The new case concerns a 10-year-old girl named Lily (Jodelle Ferland) who has become withdrawn and unproductive at school, leading her teachers to fear neglect in the home. Sure enough, when Emily stops by to visit, Lily’s bleary-eyed white-trash parents, Margaret (Kerry O’Malley) and Edward (Callum Keith Rennie), are uncooperative and hostile. Edward won’t even speak to Emily, that’s how belligerent and/or angry about “Cold Mountain” he is.
But there’s nothing specific for Emily to act on. As her boss says, “It’s not against the law to be weird.” (Oh, if only!) Lily tells Emily privately that she overheard her parents saying they were going to “send me to hell,” but she clams up when asked to repeat this to Emily’s supervisor. You know how kids are (chicken).
So we’re thinking this will be a grim story about cruel, awful parents, and about Emily’s valiant efforts to rescue the poor girl despite the bureaucracy and red tape of The System. Fine with us! We enjoy a good squinty-eyed-crusader-against-injustice story as much as the next person. We’re expecting things to unfold gradually over the course of 90 minutes, though, so we’re surprised, and maybe even slightly impressed, when in the very next scene Lily’s parents put her in the oven.
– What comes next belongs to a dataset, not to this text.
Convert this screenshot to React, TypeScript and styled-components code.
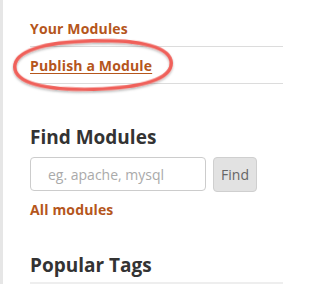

Just straight-up try to cook her, like fairy tale witches! We admit we did not see that coming.
But Lily managed to call Emily before Mom and Dad went all Julia Child on their child, and Emily and her cop friend, Mike (Ian McShane), arrive just in time to save her. “What the hell is wrong with you people?!” Mike yells. You can’t just shove your kid in an oven and turn it on! You have to preheat it first.
With her parents in jail on charges of child abuse, attempted murder, and any number of health code violations, Lily is going to be put in foster care, but she wants to come live with Emily. (Emily did not offer, by the way. Lily’s being pushy.) The child welfare people basically say, “No, no, that’s not allowed, that’s not possible, it’s against protocol, that’s not how we do things, we can’t just– OK, fine, she all yours.” They are able to push the paperwork through by exploiting a loophole in the Punky Brewster Act of 1984.
After wasting a lot of time not getting to the point, the movie now finally gets to the point: this isn’t a story about evil parents; it’s about an evil kid! Lily is the devil, or whatever! Her parents were right to try to kill her. This suits us just fine, as we prefer to blame children for everything anyway. Kids, always listen to your parents. If they say you’re the devil, you’re the devil.
Now the film shifts into the phase where Lily acts spooky and does creepy things and all the adults are really, really slow to figure out she’s Satan, and the ones who do figure it out can’t get anyone to believe them before she causes their deaths. This is the standard procedure for Evil Kid movies, though I would love to see one where the whole town realizes the kid is a monster in the first 10 minutes and the rest of the movie is just scene after scene of angry mobs trying to kill her.
Did I mention Bradley Cooper is in this? Or that a swarm of hornets bursts out of his head? My bad. I should have mentioned both of those things. Especially the second one. In fact, all advertising for this movie should say, “Featuring a swarm of hornets bursting out of Bradley Cooper’s head!”
He plays Doug, a child psychologist friend of Emily’s who wants to be more than friends. (I think the thing about this movie that I have the hardest time accepting is that all these people want to be close to Renee Zellweger.) Lily freaks Doug out by asking what he’s afraid of, and he says hornets — childhood trauma, long story — and so that night, Lily uses her Lucifer powers to make him think hornets are coming out of his ears, nose, mouth, and eyes. Every orifice above the neck has hornets popping out of it. He thrashes around madly in his bathroom, trying to escape the hornets, and in the process smashes through the glass shower door, knocks the sink off its base, and snaps his neck on the edge of the bathtub. The police, I am not making this up, call it a suicide.
Emily, not exactly cut out to be a mother anyway, and especially not to a demon, panics when she realizes she has a monster living with her. (“Welcome to the club!” say all parents.) She can’t just kill her, though. For one thing, you are not supposed to murder children, no matter how sure you are that they are demon-spawn. For another thing, Lily can read people’s thoughts sometimes (i.e., when the movie needs her to), so it’s hard to surprise her. Unable to act, Emily removes all possible weapons from the house, save one kitchen knife that she puts under a couch cushion, the handle sticking out ominously in order to provide a few seconds of “WILL LILY SEE IT????” suspense. Lily doesn’t see it — whew! — and Emily resolves to improve her weapon-hiding skills.
I won’t tell you how the movie ends, except to say that it’s not soon enough. Some movies about Evil Kids keep things ambiguous, which is fine, and some tell us in no uncertain terms that YES, this child is evil. That is also fine. What is not fine is to misdirect us for a half hour, then reveal the truth about the kid, and then continue to wander around aimlessly, even if you do pause occasionally to make hornets fly out of Bradley Cooper’s skull. Once we know the kid’s evil, we want to see some EVIL, dammit! A lot of it! Is that too much to ask? This thing is half-baked. (Too soon?)